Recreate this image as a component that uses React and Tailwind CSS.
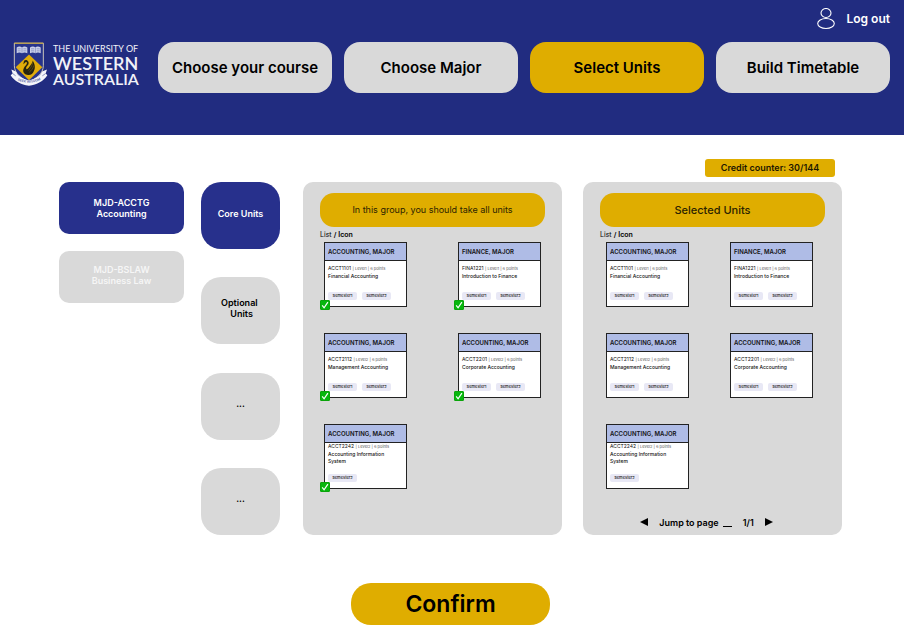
import React from "react";

const steps = [
  { label: "Choose your course" },
  { label: "Choose Major" },
  { label: "Select Units", active: true },
  { label: "Build Timetable" },
];

const units = [
  { code: "ACCT1101", level: "Level1", name: "Financial Accounting", area: "ACCOUNTING, MAJOR", semesters: ["Semester1", "Semester2"] },
  { code: "FINA1221", level: "Level1", name: "Introduction to Finance", area: "FINANCE, MAJOR", semesters: ["Semester1", "Semester2"] },
  { code: "ACCT2112", level: "Level2", name: "Management Accounting", area: "ACCOUNTING, MAJOR", semesters: ["Semester1", "Semester2"] },
  { code: "ACCT2201", level: "Level2", name: "Corporate Accounting", area: "ACCOUNTING, MAJOR", semesters: ["Semester1", "Semester2"] },
  { code: "ACCT2242", level: "Level2", name: "Accounting Information System", area: "ACCOUNTING, MAJOR", semesters: ["Semester2"], long: true },
];

function Crest() {
  return (
    <svg viewBox="30 42 114 134" className="h-[45px] w-[38px] shrink-0" aria-hidden="true">
      <path d="M43 45H130V112C130 138 108 150 86.500 162C65 150 43 138 43 112Z" fill="#27348b" stroke="#e9e2c4" strokeWidth="2.500" />
      <path d="M43 45H130" stroke="#d9aa10" strokeWidth="2.500" />
      <g fill="#ccd2ea">
        <path d="M50 58C55 54 61 54 66 57C71 54 77 54 82 58V75C77 72 71 72 66 75C61 72 55 72 50 75Z" />
        <path d="M90 58C95 54 101 54 106 57C111 54 117 54 122 58V75C117 72 111 72 106 75C101 72 95 72 90 75Z" />
      </g>
      <g stroke="#5b68ae" strokeWidth="1.600" fill="none">
        <path d="M66 57V75M106 57V75M53 62H62M53 68H62M70 62H79M70 68H79M93 62H102M93 68H102M110 62H119M110 68H119" />
      </g>
      <path d="M87 79L127 117L87 156L47 117Z" fill="#e0ac0a" />
      <path d="M71 103C71 96 77 94 82 97C88 101 87 108 82 113C78 117 77 121 80 123C84 123 87 117 91 112C95 107 98 103 98 97C104 106 107 118 102 128C99 138 91 142 81 140C70 138 67 128 72 119C75 113 81 109 81 104C80 100 76 101 75 104L70 108Z" fill="#26230f" />
      <path d="M98 104C96 114 91 121 85 127M101 112C99 121 94 127 88 132" stroke="#9a7b12" strokeWidth="1.400" fill="none" />
      <path d="M34 124L48 130C52 142 68 153 87 156C106 153 122 142 126 130L141 124L137 136L142 141C130 159 112 169 87 173C62 169 44 159 32 141L38 136Z" fill="#f4f5fa" />
      <path d="M38 136L47 143M137 136L127 143" stroke="#58649f" strokeWidth="2" />
      <path id="motto" d="M46 151C62 168 112 168 129 149" fill="none" />
      <text fontFamily="Inter, sans-serif" fontSize="10" fontWeight="600" fill="#5360a4" textAnchor="middle">
        <textPath href="#motto" startOffset="50%">SEEK WISDOM</textPath>
      </text>
    </svg>
  );
}

function Logo() {
  return (
    <a href="#" className="flex w-[129px] shrink-0 items-center gap-[5px] text-[#f1f2f8]">
      <Crest />
      <span className="flex flex-col whitespace-nowrap font-[Lato,sans-serif]">
        <span className="text-[9px] leading-[12px]">THE UNIVERSITY OF</span>
        <span className="text-[18px] font-semibold leading-[16px]">WESTERN</span>
        <span className="text-[16px] font-semibold leading-[16px]">AUSTRALIA</span>
      </span>
    </a>
  );
}

function UnitCard({ unit, selectable }) {
  return (
    <article className="relative flex h-[65px] w-[83px] flex-col border border-[#222] bg-white text-[#111]">
      <h3 className="flex h-[18px] shrink-0 items-center border-b border-[#222] bg-[#afbce6] px-[3px] text-[6px] font-semibold">
        {unit.area}
      </h3>
      <div className={`flex grow flex-col items-start px-[3px] pb-1.5 ${unit.long ? "" : "pt-1"}`}>
        <p className="whitespace-nowrap text-[5px] leading-[7px]">
          {unit.code} <span className="text-[4px] text-[#555]">| {unit.level} | 6 points</span>
        </p>
        <p className="mt-px w-[68px] text-[5px] font-medium leading-[7px]">{unit.name}</p>
        <div className="mt-auto flex gap-[5px]">
          {unit.semesters.map((s) => (
            <span key={s} className="flex h-2 w-[29px] items-center justify-center rounded-[2px] bg-[#e8e8f5] text-[4px] font-medium">
              {s}
            </span>
          ))}
        </div>
      </div>
      {selectable && (
        <label className="absolute -bottom-1 -left-[5px] size-[10px]">
          <input type="checkbox" defaultChecked aria-label={unit.name} className="peer block size-[10px] appearance-none rounded-[1px] border border-[#0aa40a] bg-white checked:bg-[#06b70d]" />
          <svg viewBox="0 0 10 10" className="pointer-events-none absolute inset-0 hidden peer-checked:block" aria-hidden="true">
            <path d="M2.200 5.300L4.100 7.800L7.900 2.200" fill="none" stroke="#fff" strokeWidth="1.200" />
          </svg>
        </label>
      )}
    </article>
  );
}

function Panel({ title, titleClass, gridClass, selectable, children }) {
  return (
    <section className="flex min-h-[353px] flex-1 flex-col rounded-[10px] bg-[#d9d9d9] px-[17px] pt-[11px]">
      <h2 className={`flex h-[34px] shrink-0 items-center justify-center rounded-[14px] bg-[#dfad00] text-[#2b2300] ${titleClass}`}>{title}</h2>
      <div className="flex h-[15px] items-center gap-[2px] text-[7px] leading-none">
        <button type="button">List</button>
        <span className="font-semibold">/</span>
        <button type="button" className="font-semibold">Icon</button>
      </div>
      <div className={`grid grid-cols-[83px_83px] justify-between gap-y-[26px] ${gridClass}`}>
        {units.map((u) => (
          <UnitCard key={u.code} unit={u} selectable={selectable} />
        ))}
      </div>
      {children}
    </section>
  );
}

export default function App() {
  return (
    <div className="min-h-screen bg-white font-[Inter,sans-serif] text-black">
      <header className="bg-[#212c80] pb-[42px] pl-[10px] pr-[14px] pt-2">
        <div className="flex justify-end">
          <button type="button" className="flex h-[22px] items-center gap-[11px] text-[12px] font-semibold text-white">
            <svg viewBox="0 0 18 22" className="h-[22px] w-[18px]" fill="none" stroke="#fff" strokeWidth="1.100" aria-hidden="true">
              <ellipse cx="9" cy="5" rx="5" ry="4.500" />
              <ellipse cx="9" cy="15.500" rx="8.300" ry="5" />
            </svg>
            Log out
          </button>
        </div>
        <div className="mt-3 flex items-start gap-[19px]">
          <Logo />
          <nav className="flex flex-1 gap-3">
            {steps.map((s) => (
              <button
                key={s.label}
                type="button"
                className={`h-[51px] flex-1 whitespace-nowrap rounded-[16px] pt-0.5 text-[15px] font-semibold ${s.active ? "bg-[#dfad00]" : "bg-[#d9d9d9]"}`}
              >
                {s.label}
              </button>
            ))}
          </nav>
        </div>
      </header>

      <main className="pb-4 pl-[59px] pr-[62px] pt-6">
        <div className="flex justify-end pr-[7px]">
          <p className="flex h-[18px] w-[130px] items-center justify-center rounded-[3px] bg-[#dfad00] text-[9px] font-semibold text-[#1c1700]">
            Credit counter: 30/144
          </p>
        </div>

        <div className="mt-[5px] flex">
          <div className="flex w-[125px] shrink-0 flex-col gap-[17px] text-[9px] font-semibold leading-[11px] text-white">
            <button type="button" className="h-[52px] rounded-[10px] bg-[#27308c]">
              MJD-ACCTG<br />Accounting
            </button>
            <button type="button" className="h-[52px] rounded-[10px] bg-[#d9d9d9] pb-1 text-[#f6f6f6]">
              MJD-BSLAW<br />Business Law
            </button>
          </div>

          <div className="ml-[17px] flex w-[79px] shrink-0 flex-col justify-between text-[9px] font-semibold leading-[11px]">
            <button type="button" className="h-[67px] rounded-[20px] bg-[#27308c] pb-1 text-white">Core Units</button>
            <button type="button" className="h-[67px] whitespace-pre rounded-[20px] bg-[#d9d9d9] pb-1.5">{"Optional \n Units"}</button>
            <button type="button" className="h-[67px] rounded-[20px] bg-[#d9d9d9] pb-1.5">...</button>
            <button type="button" className="h-[67px] rounded-[20px] bg-[#d9d9d9] pb-1.5">...</button>
          </div>

          <div className="ml-[23px] flex flex-1 gap-[21px]">
            <Panel title="In this group, you should take all units" titleClass="text-[9px] font-normal" gridClass="px-1" selectable />
            <Panel title="Selected Units" titleClass="text-[11px] font-medium" gridClass="pl-1.5 pr-3">
              <div className="mt-auto flex h-[26px] items-center justify-center gap-[11px] pr-3 text-[9px] font-semibold leading-none">
                <button type="button" aria-label="Previous page">
                  <svg viewBox="0 0 8 8" className="size-2" aria-hidden="true"><path d="M8 0V8L0 4Z" /></svg>
                </button>
                <label className="flex items-center gap-1">
                  Jump to page
                  <input type="text" className="h-[9px] w-[9px] border-b border-black bg-transparent outline-none" />
                </label>
                <span>1/1</span>
                <button type="button" aria-label="Next page">
                  <svg viewBox="0 0 8 8" className="size-2" aria-hidden="true"><path d="M0 0V8L8 4Z" /></svg>
                </button>
              </div>
            </Panel>
          </div>
        </div>

        <div className="mt-12 flex justify-center">
          <button type="button" className="h-[42px] w-[199px] rounded-[20px] bg-[#dfad00] text-[23px] font-semibold">
            Confirm
          </button>
        </div>
      </main>
    </div>
  );
}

> Exercise goal: Of the lines in this material, state how many hold the string "React". Write no other words.

> Solution to this problem: 2